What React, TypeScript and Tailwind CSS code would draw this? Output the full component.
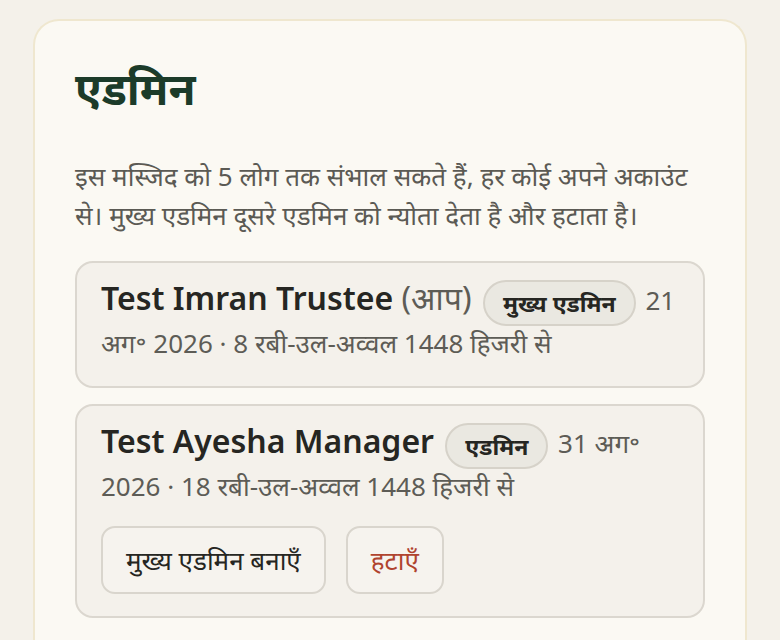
import React from "react";

function Badge({ children }: { children: React.ReactNode }) {
  return (
    <span className="mx-[3px] my-[-4px] inline-flex h-[46px] items-center rounded-full border-2 border-[#d6d2c9] bg-[#eae8e1] px-[18px] align-middle text-[23px] font-bold leading-none text-[#262622]">
      {children}
    </span>
  );
}

function Meta({
  name,
  you,
  badge,
  date,
}: {
  name: string;
  you?: boolean;
  badge: string;
  date: string;
}) {
  return (
    <div className="text-[26px] leading-[42px] text-[#5d5c56]">
      <span className="text-[32px] font-semibold leading-[42px] text-[#262622]">{name} </span>
      {you && <span className="text-[32px] leading-[42px] text-[#5d5c56]">(आप) </span>}
      <Badge>{badge}</Badge> {date}
    </div>
  );
}

export default function App() {
  return (
    <div className="min-h-screen bg-[#f4f1ea] px-[33px] pt-[19px] font-['Noto_Sans','Noto_Sans_Devanagari',sans-serif]">
      <div className="rounded-t-[26px] border-2 border-b-0 border-[#efe7cf] bg-[#fbf9f3] px-[40px] pb-[24px] pt-[41px]">
        <h1 className="text-[44px] font-bold leading-[52px] text-[#1c3b29]">एडमिन</h1>
        <p className="mt-[43px] text-[26px] leading-[39px] text-[#5b5a54]">
          इस मस्जिद को 5 लोग तक संभाल सकते हैं, हर कोई अपने अकाउंट से। मुख्य एडमिन दूसरे एडमिन को न्योता देता है और हटाता है।
        </p>
        <div className="mt-[26px] flex flex-col gap-[16px]">
          <div className="rounded-[18px] border-2 border-[#dbd7cf] bg-[#f4f1eb] px-[24px] pb-[22px] pt-[14px]">
            <Meta
              name="Test Imran Trustee"
              you
              badge="मुख्य एडमिन"
              date="21 अग॰ 2026 · 8 रबी-उल-अव्वल 1448 हिजरी से"
            />
          </div>
          <div className="rounded-[18px] border-2 border-[#dbd7cf] bg-[#f4f1eb] px-[24px] pb-[22px] pt-[14px]">
            <Meta
              name="Test Ayesha Manager"
              badge="एडमिन"
              date="31 अग॰ 2026 · 18 रबी-उल-अव्वल 1448 हिजरी से"
            />
            <div className="mt-[19px] flex gap-[20px]">
              <button className="h-[68px] rounded-[14px] border-2 border-[#d9d5cd] bg-[#f6f3ee] px-[23px] text-[26px] text-[#262622]">
                मुख्य एडमिन बनाएँ
              </button>
              <button className="h-[68px] rounded-[14px] border-2 border-[#d9d5cd] bg-[#f6f3ee] px-[23px] text-[26px] text-[#b0432e]">
                हटाएँ
              </button>
            </div>
          </div>
        </div>
      </div>
    </div>
  );
}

## The task
Quote, please, every line of the material above from its start through the line that has "import React from", reproducing the words exactly and dropping any images.

## Task solution
What React, TypeScript and Tailwind CSS code would draw this? Output the full component.
import React from "react";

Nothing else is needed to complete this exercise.